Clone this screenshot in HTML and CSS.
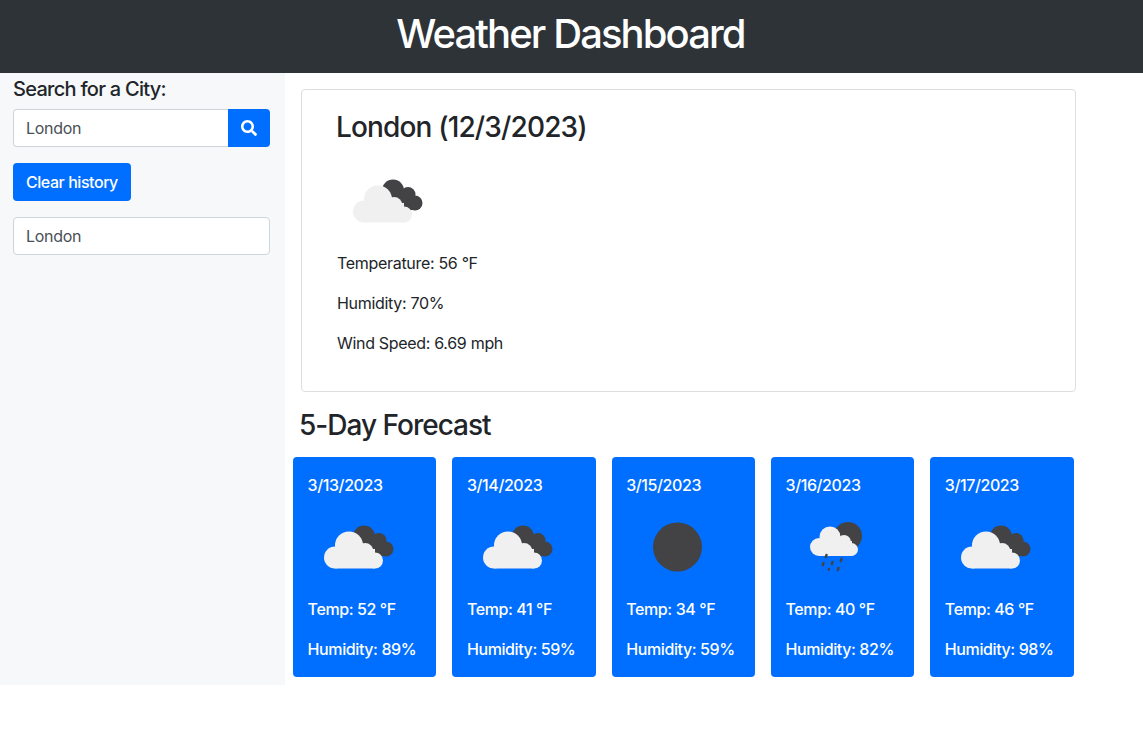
FILE: index.html
```html
<!DOCTYPE html>
<html lang="en">
<head>
<meta charset="utf-8">
<title>Weather Dashboard</title>
<link rel="stylesheet" href="styles.css">
</head>
<body>
<svg class="defs" width="0" height="0" aria-hidden="true">
  <symbol id="clouds" viewBox="0 0 100 100">
    <g class="dark"><circle cx="56" cy="39.5" r="11"/><circle cx="71" cy="43.5" r="7.5"/><circle cx="78" cy="52" r="7.5"/><rect x="52" y="44" width="24" height="15"/></g>
    <g class="light"><circle cx="27" cy="60.5" r="11"/><circle cx="41" cy="48.5" r="14"/><circle cx="57" cy="54.5" r="8.5"/><circle cx="67" cy="63.5" r="8"/><rect x="27" y="52" width="40" height="19.5"/></g>
  </symbol>
  <symbol id="sun" viewBox="0 0 100 100">
    <circle class="dark" cx="51.5" cy="50" r="24.5"/>
  </symbol>
  <symbol id="rain" viewBox="0 0 100 100">
    <circle class="dark" cx="62" cy="39" r="14"/>
    <g class="light"><circle cx="33" cy="50" r="9"/><circle cx="44" cy="40" r="10.5"/><circle cx="58" cy="45" r="7"/><circle cx="65.5" cy="52.5" r="6.5"/><rect x="33" y="44" width="33" height="15"/></g>
    <g class="drops"><path d="M40.5 58l-.7 2"/><path d="M55.5 62l-.7 2"/><path d="M46.5 65l-.7 2"/><path d="M37.5 66l-.7 2"/><path d="M43 72l-.3 .6"/><path d="M52.5 71l-.7 2"/></g>
  </symbol>
</svg>
<header class="topbar"><h1 class="title">Weather Dashboard</h1></header>
<div class="layout">
  <aside class="sidebar">
    <h2 class="search-label">Search for a City:</h2>
    <div class="search-group">
      <div class="search-input">London</div>
      <button class="search-btn" type="button" aria-label="Search">
        <svg class="search-icon" viewBox="0 0 512 512"><path d="M505 442.7L405.3 343c-4.5-4.5-10.6-7-17-7H372c27.6-35.3 44-79.7 44-128C416 93.1 322.9 0 208 0S0 93.1 0 208s93.1 208 208 208c48.3 0 92.7-16.4 128-44v16.3c0 6.4 2.5 12.5 7 17l99.7 99.7c9.4 9.4 24.6 9.4 33.9 0l28.3-28.3c9.4-9.4 9.4-24.6.1-34zM208 336c-70.7 0-128-57.2-128-128 0-70.7 57.2-128 128-128 70.7 0 128 57.2 128 128 0 70.7-57.2 128-128 128z"/></svg>
      </button>
    </div>
    <button class="clear-btn" type="button">Clear history</button>
    <div class="history-item">London</div>
  </aside>
  <main class="content">
    <section class="current">
      <h2 class="current-title">London (12/3/2023)</h2>
      <svg class="icon"><use href="#clouds"/></svg>
      <p class="line">Temperature: 56 °F</p>
      <p class="line">Humidity: 70%</p>
      <p class="line">Wind Speed: 6.69 mph</p>
    </section>
    <h2 class="forecast-title">5-Day Forecast</h2>
    <div class="forecast">
      <article class="day"><p class="date">3/13/2023</p><svg class="icon"><use href="#clouds"/></svg><p class="line">Temp: 52 °F</p><p class="line">Humidity: 89%</p></article>
      <article class="day"><p class="date">3/14/2023</p><svg class="icon"><use href="#clouds"/></svg><p class="line">Temp: 41 °F</p><p class="line">Humidity: 59%</p></article>
      <article class="day"><p class="date">3/15/2023</p><svg class="icon"><use href="#sun"/></svg><p class="line">Temp: 34 °F</p><p class="line">Humidity: 59%</p></article>
      <article class="day"><p class="date">3/16/2023</p><svg class="icon"><use href="#rain"/></svg><p class="line">Temp: 40 °F</p><p class="line">Humidity: 82%</p></article>
      <article class="day"><p class="date">3/17/2023</p><svg class="icon"><use href="#clouds"/></svg><p class="line">Temp: 46 °F</p><p class="line">Humidity: 98%</p></article>
    </div>
  </main>
</div>
</body>
</html>
```
FILE: styles.css
```css
* { box-sizing: border-box; }
html, body { margin: 0; padding: 0; }
body {
  font-family: Inter, "Liberation Sans", sans-serif;
  font-size: 16px;
  line-height: 24px;
  letter-spacing: -0.31px;
  color: #212529;
  background: #fff;
}
.defs { display: block; height: 0; }
.dark { fill: #434244; }
.light { fill: #f0f0f0; }
.drops { fill: none; stroke: #434244; stroke-width: 2.4; stroke-linecap: round; }

.topbar { background: #2e3338; height: 73px; padding: 0 2px 6px 0; display: flex; align-items: center; justify-content: center; }
.title { margin: 0; font-size: 40px; line-height: 48px; font-weight: 500; letter-spacing: -1.9px; color: #fff; }

.layout { display: flex; align-items: stretch; }
.sidebar { width: 285px; flex: none; background: #f7f8fa; padding: 4px 15px 0 13px; }
.search-label { margin: 0 0 8px; font-size: 20px; line-height: 24px; font-weight: 500; letter-spacing: -0.72px; }
.search-group { display: flex; height: 38px; }
.search-input {
  flex: 1;
  background: #fff;
  border: 1px solid #ced4da;
  border-right: none;
  border-radius: 4px 0 0 4px;
  padding: 6px 12px;
  color: #495057;
}
.search-btn {
  width: 42px;
  border: none;
  border-radius: 0 4px 4px 0;
  background: #006fff;
  display: flex;
  align-items: center;
  justify-content: center;
  padding: 0;
}
.search-icon { width: 16px; height: 16px; fill: #fff; }
.clear-btn {
  display: block;
  margin-top: 16px;
  height: 38px;
  padding: 0 13px;
  border: none;
  border-radius: 4px;
  background: #006fff;
  color: #fff;
  font: 500 16px/24px Inter, "Liberation Sans", sans-serif;
  letter-spacing: -0.45px;
}
.history-item {
  margin-top: 16px;
  height: 38px;
  background: #fff;
  border: 1px solid #ced4da;
  border-radius: 4px;
  padding: 6px 12px;
  color: #495057;
}

.content { flex: none; width: 789px; padding: 16px 0 8px 8px; }
.current {
  margin-left: 8px;
  width: 775px;
  border: 1px solid #dcdfe2;
  border-radius: 4px;
  padding: 21px 35px 20.4px;
}
.current-title { margin: 0 0 6px -1px; font-size: 28px; line-height: 33.6px; font-weight: 500; letter-spacing: -0.85px; }
.icon { display: block; width: 100px; height: 100px; }
.line { margin: 0 0 16px; }
.forecast-title { margin: 17px 0 14.4px; padding-left: 6px; font-size: 28px; line-height: 33.6px; font-weight: 500; letter-spacing: -1px; }
.forecast { display: flex; gap: 16px; width: 780.6px; }
.day {
  flex: 1;
  min-width: 0;
  background: #006fff;
  color: #fff;
  border-radius: 4px;
  padding: 16px 14.6px 0;
  font-weight: 450;
  letter-spacing: -0.4px;
}
.date { margin: 0; }
```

_____

** DIRECTIVE **
Ignore the images and quote every line of the listing exactly.

** PROBLEM SOLUTION **
Clone this screenshot in HTML and CSS.
FILE: index.html
```html
<!DOCTYPE html>
<html lang="en">
<head>
<meta charset="utf-8">
<title>Weather Dashboard</title>
<link rel="stylesheet" href="styles.css">
</head>
<body>
<svg class="defs" width="0" height="0" aria-hidden="true">
  <symbol id="clouds" viewBox="0 0 100 100">
    <g class="dark"><circle cx="56" cy="39.5" r="11"/><circle cx="71" cy="43.5" r="7.5"/><circle cx="78" cy="52" r="7.5"/><rect x="52" y="44" width="24" height="15"/></g>
    <g class="light"><circle cx="27" cy="60.5" r="11"/><circle cx="41" cy="48.5" r="14"/><circle cx="57" cy="54.5" r="8.5"/><circle cx="67" cy="63.5" r="8"/><rect x="27" y="52" width="40" height="19.5"/></g>
  </symbol>
  <symbol id="sun" viewBox="0 0 100 100">
    <circle class="dark" cx="51.5" cy="50" r="24.5"/>
  </symbol>
  <symbol id="rain" viewBox="0 0 100 100">
    <circle class="dark" cx="62" cy="39" r="14"/>
    <g class="light"><circle cx="33" cy="50" r="9"/><circle cx="44" cy="40" r="10.5"/><circle cx="58" cy="45" r="7"/><circle cx="65.5" cy="52.5" r="6.5"/><rect x="33" y="44" width="33" height="15"/></g>
    <g class="drops"><path d="M40.5 58l-.7 2"/><path d="M55.5 62l-.7 2"/><path d="M46.5 65l-.7 2"/><path d="M37.5 66l-.7 2"/><path d="M43 72l-.3 .6"/><path d="M52.5 71l-.7 2"/></g>
  </symbol>
</svg>
<header class="topbar"><h1 class="title">Weather Dashboard</h1></header>
<div class="layout">
  <aside class="sidebar">
    <h2 class="search-label">Search for a City:</h2>
    <div class="search-group">
      <div class="search-input">London</div>
      <button class="search-btn" type="button" aria-label="Search">
        <svg class="search-icon" viewBox="0 0 512 512"><path d="M505 442.7L405.3 343c-4.5-4.5-10.6-7-17-7H372c27.6-35.3 44-79.7 44-128C416 93.1 322.9 0 208 0S0 93.1 0 208s93.1 208 208 208c48.3 0 92.7-16.4 128-44v16.3c0 6.4 2.5 12.5 7 17l99.7 99.7c9.4 9.4 24.6 9.4 33.9 0l28.3-28.3c9.4-9.4 9.4-24.6.1-34zM208 336c-70.7 0-128-57.2-128-128 0-70.7 57.2-128 128-128 70.7 0 128 57.2 128 128 0 70.7-57.2 128-128 128z"/></svg>
      </button>
    </div>
    <button class="clear-btn" type="button">Clear history</button>
    <div class="history-item">London</div>
  </aside>
  <main class="content">
    <section class="current">
      <h2 class="current-title">London (12/3/2023)</h2>
      <svg class="icon"><use href="#clouds"/></svg>
      <p class="line">Temperature: 56 °F</p>
      <p class="line">Humidity: 70%</p>
      <p class="line">Wind Speed: 6.69 mph</p>
    </section>
    <h2 class="forecast-title">5-Day Forecast</h2>
    <div class="forecast">
      <article class="day"><p class="date">3/13/2023</p><svg class="icon"><use href="#clouds"/></svg><p class="line">Temp: 52 °F</p><p class="line">Humidity: 89%</p></article>
      <article class="day"><p class="date">3/14/2023</p><svg class="icon"><use href="#clouds"/></svg><p class="line">Temp: 41 °F</p><p class="line">Humidity: 59%</p></article>
      <article class="day"><p class="date">3/15/2023</p><svg class="icon"><use href="#sun"/></svg><p class="line">Temp: 34 °F</p><p class="line">Humidity: 59%</p></article>
      <article class="day"><p class="date">3/16/2023</p><svg class="icon"><use href="#rain"/></svg><p class="line">Temp: 40 °F</p><p class="line">Humidity: 82%</p></article>
      <article class="day"><p class="date">3/17/2023</p><svg class="icon"><use href="#clouds"/></svg><p class="line">Temp: 46 °F</p><p class="line">Humidity: 98%</p></article>
    </div>
  </main>
</div>
</body>
</html>
```
FILE: styles.css
```css
* { box-sizing: border-box; }
html, body { margin: 0; padding: 0; }
body {
  font-family: Inter, "Liberation Sans", sans-serif;
  font-size: 16px;
  line-height: 24px;
  letter-spacing: -0.31px;
  color: #212529;
  background: #fff;
}
.defs { display: block; height: 0; }
.dark { fill: #434244; }
.light { fill: #f0f0f0; }
.drops { fill: none; stroke: #434244; stroke-width: 2.4; stroke-linecap: round; }

.topbar { background: #2e3338; height: 73px; padding: 0 2px 6px 0; display: flex; align-items: center; justify-content: center; }
.title { margin: 0; font-size: 40px; line-height: 48px; font-weight: 500; letter-spacing: -1.9px; color: #fff; }

.layout { display: flex; align-items: stretch; }
.sidebar { width: 285px; flex: none; background: #f7f8fa; padding: 4px 15px 0 13px; }
.search-label { margin: 0 0 8px; font-size: 20px; line-height: 24px; font-weight: 500; letter-spacing: -0.72px; }
.search-group { display: flex; height: 38px; }
.search-input {
  flex: 1;
  background: #fff;
  border: 1px solid #ced4da;
  border-right: none;
  border-radius: 4px 0 0 4px;
  padding: 6px 12px;
  color: #495057;
}
.search-btn {
  width: 42px;
  border: none;
  border-radius: 0 4px 4px 0;
  background: #006fff;
  display: flex;
  align-items: center;
  justify-content: center;
  padding: 0;
}
.search-icon { width: 16px; height: 16px; fill: #fff; }
.clear-btn {
  display: block;
  margin-top: 16px;
  height: 38px;
  padding: 0 13px;
  border: none;
  border-radius: 4px;
  background: #006fff;
  color: #fff;
  font: 500 16px/24px Inter, "Liberation Sans", sans-serif;
  letter-spacing: -0.45px;
}
.history-item {
  margin-top: 16px;
  height: 38px;
  background: #fff;
  border: 1px solid #ced4da;
  border-radius: 4px;
  padding: 6px 12px;
  color: #495057;
}

.content { flex: none; width: 789px; padding: 16px 0 8px 8px; }
.current {
  margin-left: 8px;
  width: 775px;
  border: 1px solid #dcdfe2;
  border-radius: 4px;
  padding: 21px 35px 20.4px;
}
.current-title { margin: 0 0 6px -1px; font-size: 28px; line-height: 33.6px; font-weight: 500; letter-spacing: -0.85px; }
.icon { display: block; width: 100px; height: 100px; }
.line { margin: 0 0 16px; }
.forecast-title { margin: 17px 0 14.4px; padding-left: 6px; font-size: 28px; line-height: 33.6px; font-weight: 500; letter-spacing: -1px; }
.forecast { display: flex; gap: 16px; width: 780.6px; }
.day {
  flex: 1;
  min-width: 0;
  background: #006fff;
  color: #fff;
  border-radius: 4px;
  padding: 16px 14.6px 0;
  font-weight: 450;
  letter-spacing: -0.4px;
}
.date { margin: 0; }
```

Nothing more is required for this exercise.